Le piège des IDEX s’est refermé sur tous ces acteurs et d’autres encore, le gouvernement qui ne pourra « vendre » ce néo-concours aux épisodes incompréhensibles du commun des mortels, le Commissariat Général à l’Investissement et son président de bientôt 74 ans censé construire l’avenir de la France, la presse aussi qui relaie en boucle la communication politique sur les « millions » sans la moindre distance critique.
Les IDEX sont une version contemporaine de ce bouquin terrible d’Horace Mc Coy « on achève bien les chevaux ». Comme dans Horace Mc Coy, les IDEX exploitent la misère, la misère dans laquelle les gouvernements successifs ont plongé l’enseignement supérieur et la recherche en France et en Europe. Personne n’est dupe de ce simulacre d’excellence, de ces millions largement virtuels, de ces intérêts privés qu’il convient de satisfaire, mais la plupart font semblant, par crainte, par habitude, par peur du ridicule, ou tout simplement dans l’espoir de grappiller quelques miettes pour survivre.

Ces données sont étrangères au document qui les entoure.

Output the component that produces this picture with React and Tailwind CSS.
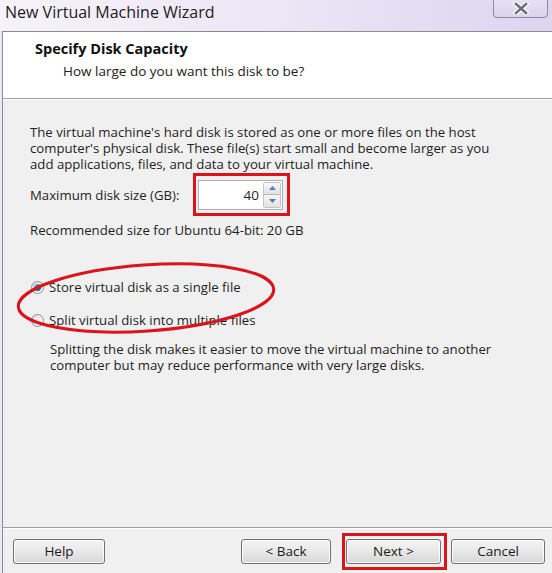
import React from 'react';

const font = { fontFamily: '"Open Sans", "Noto Sans", sans-serif' };

function WinButton({ children, className = '' }) {
  return (
    <div
      className={`h-[25px] flex items-center justify-center rounded-[3px] border border-[#707070] bg-gradient-to-b from-[#f4f4f4] via-[#e8e8e8] to-[#d6d6d6] text-[13.5px] text-[#1a1a1a] shadow-[inset_0_0_0_1px_#fcfcfc] ${className}`}
    >
      {children}
    </div>
  );
}

function Radio({ checked }) {
  return (
    <div className="w-[13px] h-[13px] rounded-full border border-[#8e8f8f] bg-gradient-to-br from-[#dcdcdc] to-[#fbfbfb] flex items-center justify-center">
      {checked && (
        <div className="w-[7px] h-[7px] rounded-full bg-gradient-to-br from-[#8cc3ec] via-[#2c6fb3] to-[#1b4f8a]" />
      )}
    </div>
  );
}

function CloseButton() {
  return (
    <div className="w-[55px] h-[19px] mt-[-1px] mr-[4px] rounded-b-[4px] border border-[#8d8aa6] bg-gradient-to-b from-[#e6e2f4] to-[#d9d3ee] flex items-center justify-center">
      <svg width="16" height="13" viewBox="0 0 16 13">
        <path d="M3 2 L13 11 M13 2 L3 11" stroke="#ffffff" strokeWidth="5" strokeLinecap="square" />
        <path d="M3 2 L13 11 M13 2 L3 11" stroke="#6f6f7c" strokeWidth="2.6" strokeLinecap="square" />
      </svg>
    </div>
  );
}

export default function App() {
  return (
    <div className="w-[552px] h-[573px] overflow-hidden bg-[#ece8f6] flex flex-col" style={font}>
      {/* title bar */}
      <div className="h-[31px] shrink-0 flex items-start justify-between bg-gradient-to-r from-[#f6f2f9] via-[#ece6f6] to-[#dcd5f0]">
        <div className="pl-[5px] pt-[1px] text-[16px] leading-[22px] text-[#1c1c1c]">New Virtual Machine Wizard</div>
        <CloseButton />
      </div>

      {/* window */}
      <div className="flex-1 ml-[2px] border-l border-t border-[#8c8c8c] flex flex-col bg-[#f0f0f0]">
        {/* header */}
        <div className="h-[67px] shrink-0 bg-white border-b border-[#a0a0a0] pl-[32px] pt-[8px]">
          <div className="text-[14.5px] leading-[18px] font-bold text-[#111]">Specify Disk Capacity</div>
          <div className="pl-[28px] mt-[4px] text-[13.5px] leading-[18px] text-[#222]">How large do you want this disk to be?</div>
        </div>

        {/* body */}
        <div className="relative flex-1 border-t border-white pl-[27px] pt-[24px] text-[13.2px] leading-[16px] text-[#1e1e1e] whitespace-nowrap">
          <p>
            The virtual machine's hard disk is stored as one or more files on the host
            <br />
            computer's physical disk. These file(s) start small and become larger as you
            <br />
            add applications, files, and data to your virtual machine.
          </p>

          <div className="flex items-center mt-[1px]">
            <span className="w-[163px]">Maximum disk size (GB):</span>
            <div className="w-[97px] h-[43px] border-[3px] border-[#d9141b] flex items-center pl-[2px]">
              <div className="w-[85px] h-[30px] flex border border-[#abadb3] bg-white">
                <div className="flex-1 flex items-center justify-end pr-[4px] text-[13.5px]">40</div>
                <div className="w-[18px] my-[1px] mr-[1px] flex flex-col border border-[#c4c4c4] rounded-[2px]">
                  <div className="flex-1 flex items-center justify-center bg-gradient-to-b from-[#f6f6f6] to-[#e2e2e2] border-b border-[#b8b8b8]">
                    <svg width="7" height="4" viewBox="0 0 7 4"><path d="M0 4 L3.5 0 L7 4 Z" fill="#4f7fb8" /></svg>
                  </div>
                  <div className="flex-1 flex items-center justify-center bg-gradient-to-b from-[#f6f6f6] to-[#e2e2e2]">
                    <svg width="7" height="4" viewBox="0 0 7 4"><path d="M0 0 L3.5 4 L7 0 Z" fill="#4f7fb8" /></svg>
                  </div>
                </div>
              </div>
            </div>
          </div>

          <p className="mt-[6px]">Recommended size for Ubuntu 64-bit: 20 GB</p>

          <div className="flex items-center gap-[5px] mt-[41px] pl-[1px]">
            <Radio checked />
            <span>Store virtual disk as a single file</span>
          </div>
          <div className="flex items-center gap-[5px] mt-[17px] pl-[1px]">
            <Radio />
            <span>Split virtual disk into multiple files</span>
          </div>
          <p className="mt-[13px] pl-[20px]">
            Splitting the disk makes it easier to move the virtual machine to another
            <br />
            computer but may reduce performance with very large disks.
          </p>

          {/* red annotation ellipse */}
          <svg className="absolute left-[8px] top-[158px] pointer-events-none" width="275" height="84" viewBox="0 0 275 84">
            <ellipse cx="135" cy="40" rx="128" ry="33" transform="rotate(-4 135 40)" fill="none" stroke="#d9141b" strokeWidth="3" />
          </svg>
        </div>

        {/* footer */}
        <div className="h-[46px] shrink-0 border-t border-[#a0a0a0] flex items-start">
          <div className="w-full h-full border-t border-white flex items-start">
            <WinButton className="w-[92px] ml-[10px] mt-[10px]">Help</WinButton>
            <div className="flex-1" />
            <WinButton className="w-[90px] mt-[10px]">&lt; Back</WinButton>
            <div className="ml-[11px] mt-[4px] w-[105px] h-[37px] border-[3px] border-[#d9141b] pt-[3px] pl-[1px]">
              <WinButton className="w-[95px]">Next &gt;</WinButton>
            </div>
            <WinButton className="w-[94px] ml-[4px] mr-[7px] mt-[10px]">Cancel</WinButton>
          </div>
        </div>
      </div>
    </div>
  );
}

Il y a pourtant de beaux projets, de belles idées et tellement de dynamisme et d’innovation dans toutes ces universités, ces écoles et ces organismes qui se sont mobilisés à l’occasion de cette course aux IDEX. J’ai lu plusieurs projets, tous ne m’ont pas séduit, mais certains m’ont fait rêver. Comme à la lecture du bouquin de Mc Coy on se dit que c’est un sacré gâchis et qu’on aurait pu faire tant de choses merveilleuses pour la France sans consultants, sans inspecteurs, sans ANR et sans IDEX, mais avec des crédits de fonctionnement, des enseignants-chercheurs et des chercheurs. C’est bien triste et bien misérable d’en être arrivé là, mais ce n’est pas la seule désillusion depuis bientôt 4 ans.